Great men, great nations
The Austrian Film Museum in Vienna just commenced a Henry Fonda retrospective, which will run through mid-October. Among the 25 Fonda films in the series are all of his best ones, plus a few TV shows – including the 1976 episode of Maude in which Bea Arthur nominates Hank for President.
The program notes catch our man’s charisma and contradictions pretty keenly, with a few references to yours truly along the way. The notes also subtly suggest why a Fonda retrospective might be particularly tonic and meaningful at this historical pass.

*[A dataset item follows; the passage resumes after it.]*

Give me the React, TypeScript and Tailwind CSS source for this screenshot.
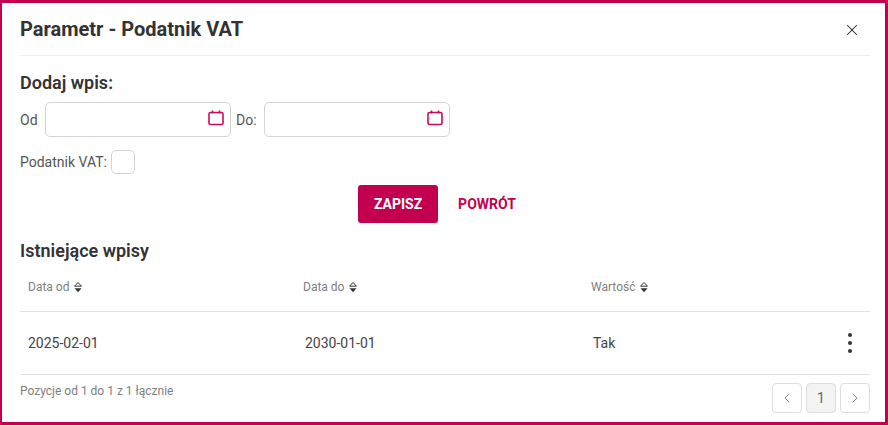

I began The Man Who Saw a Ghost: The Life and Work of Henry Fonda a few years after 9/11, when America was deep into the second term of George W. Bush, and it was he who inspired the Ralph Waldo Emerson quote that appears at the beginning of the book: “Great men, great nations, have not been boasters and buffoons, but perceivers of the terror of life, and have manned themselves to face it.”
Aaaaaaand . . . look who we’ve got up there now.
As long as boasters and buffoons continue to hold our civic and political lives in thrall, Henry Fonda will continue to matter, as artist, example, challenge. That is to say, it’s inconceivable – at least to me, at least in 2017 – that we’ll see a time when Henry Fonda will cease to matter.